§ SHORT TASK
Give the data below again exactly as written, without its pictures.

§

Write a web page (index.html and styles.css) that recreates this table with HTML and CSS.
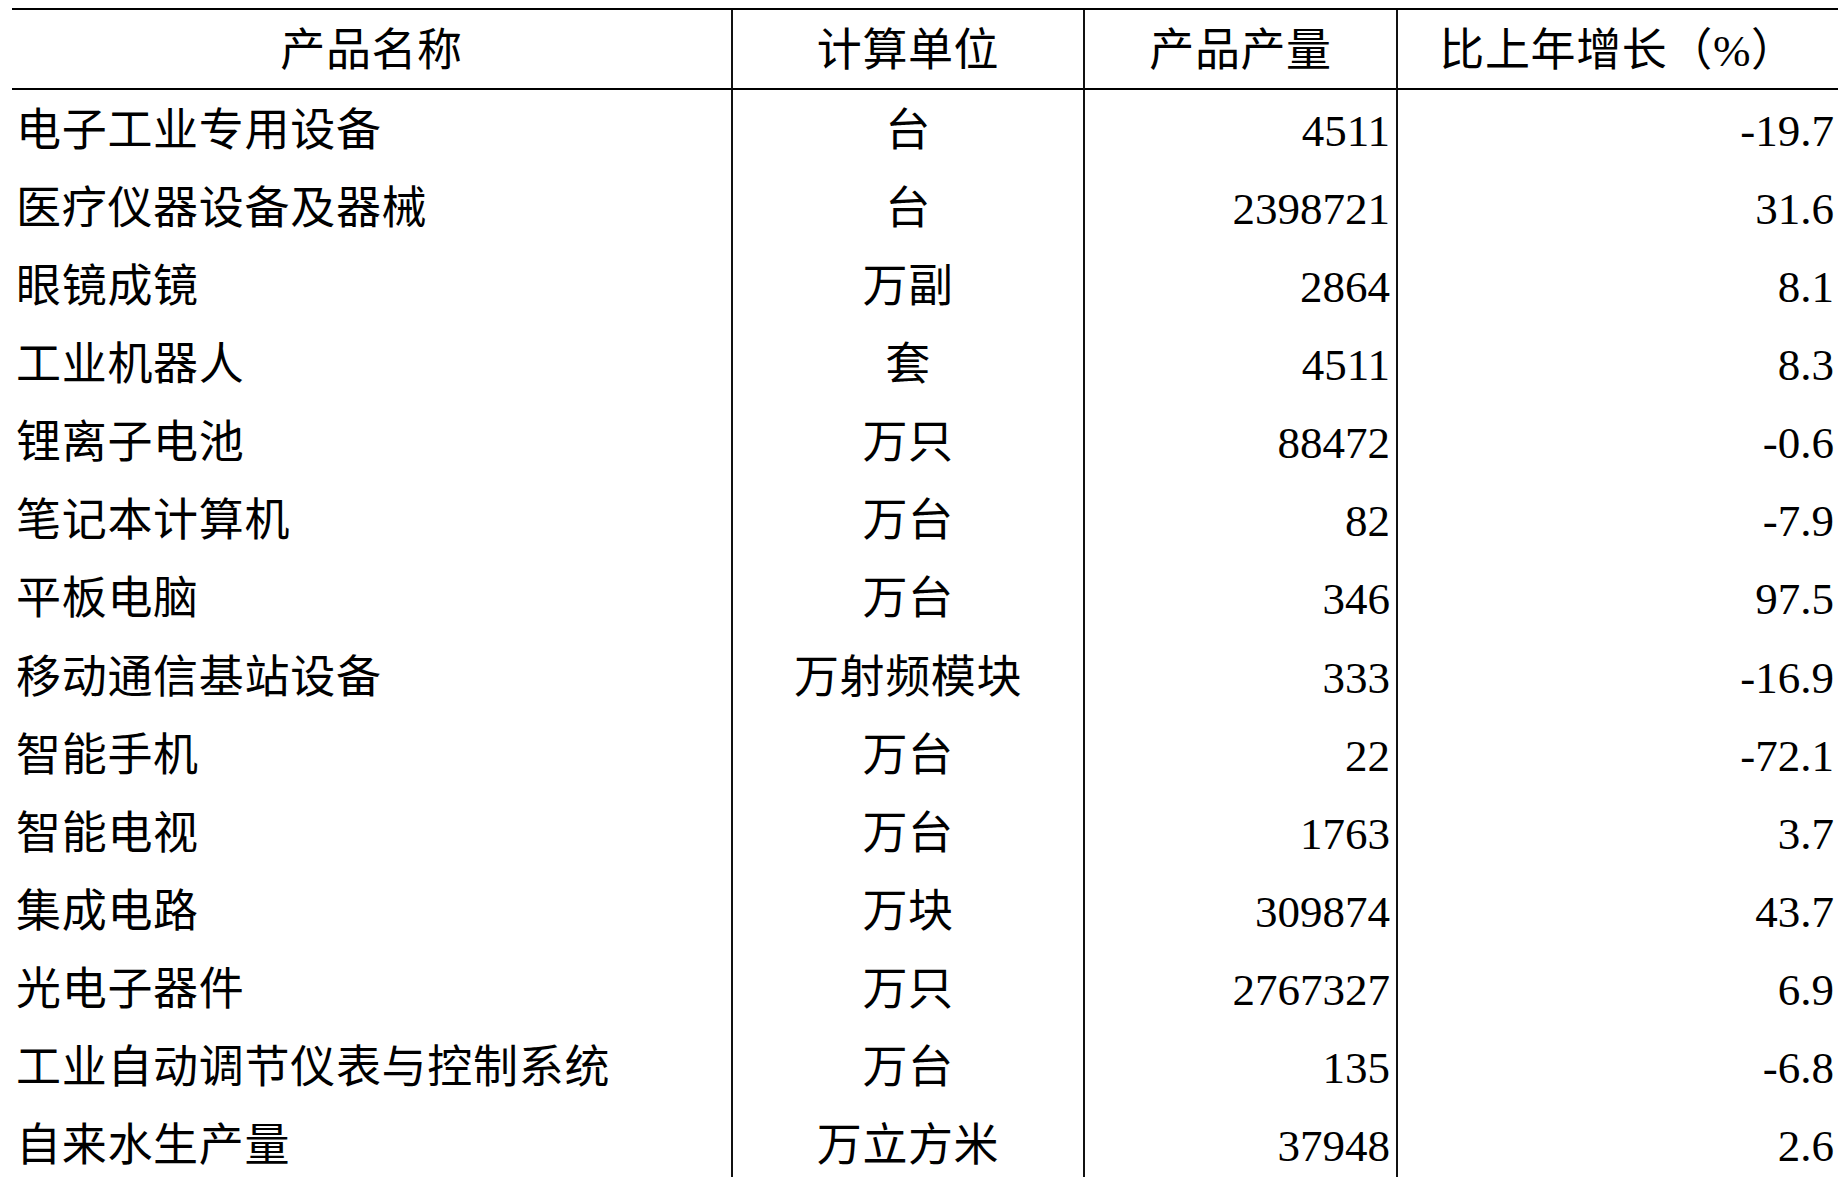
FILE: index.html
```html
<!DOCTYPE html>
<html lang="zh-CN">
<head>
<meta charset="utf-8">
<link rel="stylesheet" href="styles.css">
</head>
<body>
<table class="stats">
  <colgroup>
    <col class="c-name"><col class="c-unit"><col class="c-qty"><col class="c-growth">
  </colgroup>
  <thead>
    <tr><th>产品名称</th><th class="sep">计算单位</th><th class="sep">产品产量</th><th class="sep">比上年增长（%）</th></tr>
  </thead>
  <tbody>
    <tr><td class="name">电子工业专用设备</td><td class="unit sep">台</td><td class="num sep">4511</td><td class="num last sep">-19.7</td></tr>
    <tr><td class="name">医疗仪器设备及器械</td><td class="unit sep">台</td><td class="num sep">2398721</td><td class="num last sep">31.6</td></tr>
    <tr><td class="name">眼镜成镜</td><td class="unit sep">万副</td><td class="num sep">2864</td><td class="num last sep">8.1</td></tr>
    <tr><td class="name">工业机器人</td><td class="unit sep">套</td><td class="num sep">4511</td><td class="num last sep">8.3</td></tr>
    <tr><td class="name">锂离子电池</td><td class="unit sep">万只</td><td class="num sep">88472</td><td class="num last sep">-0.6</td></tr>
    <tr><td class="name">笔记本计算机</td><td class="unit sep">万台</td><td class="num sep">82</td><td class="num last sep">-7.9</td></tr>
    <tr><td class="name">平板电脑</td><td class="unit sep">万台</td><td class="num sep">346</td><td class="num last sep">97.5</td></tr>
    <tr><td class="name">移动通信基站设备</td><td class="unit sep">万射频模块</td><td class="num sep">333</td><td class="num last sep">-16.9</td></tr>
    <tr><td class="name">智能手机</td><td class="unit sep">万台</td><td class="num sep">22</td><td class="num last sep">-72.1</td></tr>
    <tr><td class="name">智能电视</td><td class="unit sep">万台</td><td class="num sep">1763</td><td class="num last sep">3.7</td></tr>
    <tr><td class="name">集成电路</td><td class="unit sep">万块</td><td class="num sep">309874</td><td class="num last sep">43.7</td></tr>
    <tr><td class="name">光电子器件</td><td class="unit sep">万只</td><td class="num sep">2767327</td><td class="num last sep">6.9</td></tr>
    <tr><td class="name">工业自动调节仪表与控制系统</td><td class="unit sep">万台</td><td class="num sep">135</td><td class="num last sep">-6.8</td></tr>
    <tr><td class="name">自来水生产量</td><td class="unit sep">万立方米</td><td class="num sep">37948</td><td class="num last sep">2.6</td></tr>
  </tbody>
</table>
</body>
</html>
```

FILE: styles.css
```css
html, body {
  margin: 0;
  padding: 0;
  background: #fff;
  overflow: hidden;
}

body {
  padding: 8px 0 0 12px;
  font-family: "Liberation Serif", "Noto Sans CJK SC", serif;
  font-size: 45px;
  color: #000;
}

.stats {
  border-collapse: separate;
  border-spacing: 0;
  table-layout: fixed;
  width: 1826px;
  border-top: 2px solid #000;
}

.c-name { width: 719px; }
.c-unit { width: 352px; }
.c-qty { width: 313px; }
.c-growth { width: 442px; }

.stats th {
  font-weight: normal;
  height: 74px;
  padding: 4px 0 0 0;
  text-align: center;
  vertical-align: middle;
  border-bottom: 2px solid #000;
  line-height: 1;
  letter-spacing: 0.6px;
}

.stats td {
  height: 74.15px;
  padding: 4px 0 0 0;
  vertical-align: middle;
  line-height: 1;
  white-space: nowrap;
}

.stats .sep {
  border-left: 2px solid #111;
}

.name {
  text-align: left;
  padding-left: 4px !important;
  letter-spacing: 0.7px;
}

.unit {
  text-align: center;
  letter-spacing: 0.6px;
}

.num {
  text-align: right;
  padding-right: 6px !important;
}

.num.last {
  padding-right: 4px !important;
}
```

§

§ THE OUTPUT
Write a web page (index.html and styles.css) that recreates this table with HTML and CSS.
FILE: index.html
```html
<!DOCTYPE html>
<html lang="zh-CN">
<head>
<meta charset="utf-8">
<link rel="stylesheet" href="styles.css">
</head>
<body>
<table class="stats">
  <colgroup>
    <col class="c-name"><col class="c-unit"><col class="c-qty"><col class="c-growth">
  </colgroup>
  <thead>
    <tr><th>产品名称</th><th class="sep">计算单位</th><th class="sep">产品产量</th><th class="sep">比上年增长（%）</th></tr>
  </thead>
  <tbody>
    <tr><td class="name">电子工业专用设备</td><td class="unit sep">台</td><td class="num sep">4511</td><td class="num last sep">-19.7</td></tr>
    <tr><td class="name">医疗仪器设备及器械</td><td class="unit sep">台</td><td class="num sep">2398721</td><td class="num last sep">31.6</td></tr>
    <tr><td class="name">眼镜成镜</td><td class="unit sep">万副</td><td class="num sep">2864</td><td class="num last sep">8.1</td></tr>
    <tr><td class="name">工业机器人</td><td class="unit sep">套</td><td class="num sep">4511</td><td class="num last sep">8.3</td></tr>
    <tr><td class="name">锂离子电池</td><td class="unit sep">万只</td><td class="num sep">88472</td><td class="num last sep">-0.6</td></tr>
    <tr><td class="name">笔记本计算机</td><td class="unit sep">万台</td><td class="num sep">82</td><td class="num last sep">-7.9</td></tr>
    <tr><td class="name">平板电脑</td><td class="unit sep">万台</td><td class="num sep">346</td><td class="num last sep">97.5</td></tr>
    <tr><td class="name">移动通信基站设备</td><td class="unit sep">万射频模块</td><td class="num sep">333</td><td class="num last sep">-16.9</td></tr>
    <tr><td class="name">智能手机</td><td class="unit sep">万台</td><td class="num sep">22</td><td class="num last sep">-72.1</td></tr>
    <tr><td class="name">智能电视</td><td class="unit sep">万台</td><td class="num sep">1763</td><td class="num last sep">3.7</td></tr>
    <tr><td class="name">集成电路</td><td class="unit sep">万块</td><td class="num sep">309874</td><td class="num last sep">43.7</td></tr>
    <tr><td class="name">光电子器件</td><td class="unit sep">万只</td><td class="num sep">2767327</td><td class="num last sep">6.9</td></tr>
    <tr><td class="name">工业自动调节仪表与控制系统</td><td class="unit sep">万台</td><td class="num sep">135</td><td class="num last sep">-6.8</td></tr>
    <tr><td class="name">自来水生产量</td><td class="unit sep">万立方米</td><td class="num sep">37948</td><td class="num last sep">2.6</td></tr>
  </tbody>
</table>
</body>
</html>
```

FILE: styles.css
```css
html, body {
  margin: 0;
  padding: 0;
  background: #fff;
  overflow: hidden;
}

body {
  padding: 8px 0 0 12px;
  font-family: "Liberation Serif", "Noto Sans CJK SC", serif;
  font-size: 45px;
  color: #000;
}

.stats {
  border-collapse: separate;
  border-spacing: 0;
  table-layout: fixed;
  width: 1826px;
  border-top: 2px solid #000;
}

.c-name { width: 719px; }
.c-unit { width: 352px; }
.c-qty { width: 313px; }
.c-growth { width: 442px; }

.stats th {
  font-weight: normal;
  height: 74px;
  padding: 4px 0 0 0;
  text-align: center;
  vertical-align: middle;
  border-bottom: 2px solid #000;
  line-height: 1;
  letter-spacing: 0.6px;
}

.stats td {
  height: 74.15px;
  padding: 4px 0 0 0;
  vertical-align: middle;
  line-height: 1;
  white-space: nowrap;
}

.stats .sep {
  border-left: 2px solid #111;
}

.name {
  text-align: left;
  padding-left: 4px !important;
  letter-spacing: 0.7px;
}

.unit {
  text-align: center;
  letter-spacing: 0.6px;
}

.num {
  text-align: right;
  padding-right: 6px !important;
}

.num.last {
  padding-right: 4px !important;
}
```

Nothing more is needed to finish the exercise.